Don’t Follow Me. I’m Lost Too. No explanation if the frame owner is referring to his or her way to a physical place or a state of mind.
To Bee Is To Do. Buy Honey. We’re not sure where to go with that one, but we like the sentiment. Honey is good.
Do I Look Like I’m Having a Good Day. This was complete with frowny faces in the corners.
Grandma’s My Name. Spoiling’s My Game. Does it need any more explanation?
Just like the walls of wisdom and the vanity plates, these frames tell us something not just about the frame owner but about ourselves also. There’s something to smile about for each one, even the ex-husband. And if you can smile while being lost, being sweet, or being cantankerous, it won’t be a long trip.
Now, that’s what we think. Really. How ‘bout you?
Friends of ours have a plaque hanging above the entrance to their house’s center hallway. One has to pass it on the way to almost any room in the house. Every seat in their favorite gathering spot has a clear view of it.

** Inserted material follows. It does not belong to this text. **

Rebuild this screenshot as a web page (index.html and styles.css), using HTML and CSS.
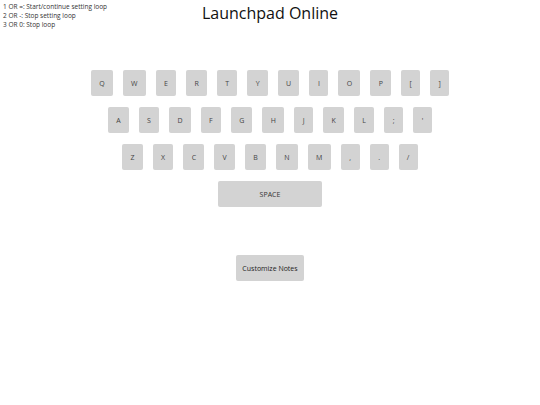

It holds the wisdom of centuries, the hope of generations, and the fear of all who read it. “What if the hokey pokey is what it’s all about?”
Years ago we took philosophy classes in college to ask the unanswerable, to earn motives, to seek fulfillment, to learn the wisdom of the ages. Today we just need a good craft show and a vendor with access to the Internet. All the hard work has been done. The answers are there. Along with some questions that we never even thought to ask.
And so we thought of it one day last week. It came while He of We was standing at the kitchen sink at She of We’s. There sits a piece of ceramic tile. Painted on it the thought we all have many times a day but won’t, or can’t verbalize. “I can only compensate so much for your stupidity.” Admit it. You too have wanted to tell your boss just that very thing. You can’t, or won’t. You head home knowing something isn’t right. You can feel it but you aren’t sure what it is that is making you “not right.” If you were She of We when you get home, you’d know as soon as you stood before your sink what it is that you are feeling. That one little phrase puts you back on top and sets all right for the rest of the evening.
What are some of the other great wisdoms our walls share with us? A quick scan at our offices, dens, kitchens, hallways, foyers, even bathrooms provides us with so much enlightenment that we will forever be at inner peace.
Half of the people in the world have below average intelligence.
Behind every great man is an enormous amount of caffeine.
Don’t believe everything I think.
If at first you don’t succeed, redefine success.
Life is like a roll of toilet paper. The closer you get to the end, the faster it goes.
And so it goes. Maybe they aren’t the world’s greatest pearls of wisdom but they make us smile. Sometimes they even make us think. Now wasn’t that the goal of freshman philosophy. Not to answer questions, or define our motives, or to become fulfilled. It was to make us think. Maybe after all the years that have gone by we still need that reminder that not only don’t we have all the answers, we still aren’t sure what the questions are. Maybe it’s time to slow down and think. To recognize that success doesn’t equal fulfillment.
We like our walls of wisdom. So yes, we still need to be reminded that we shouldn’t work so hard at making a living that we forget to make a life. But we also need to be reminded that nobody gets in to see the wizard, and that somewhere, the hokey pokey really is what it’s all about.
Now, that’s what we think. Really. How ‘bout you?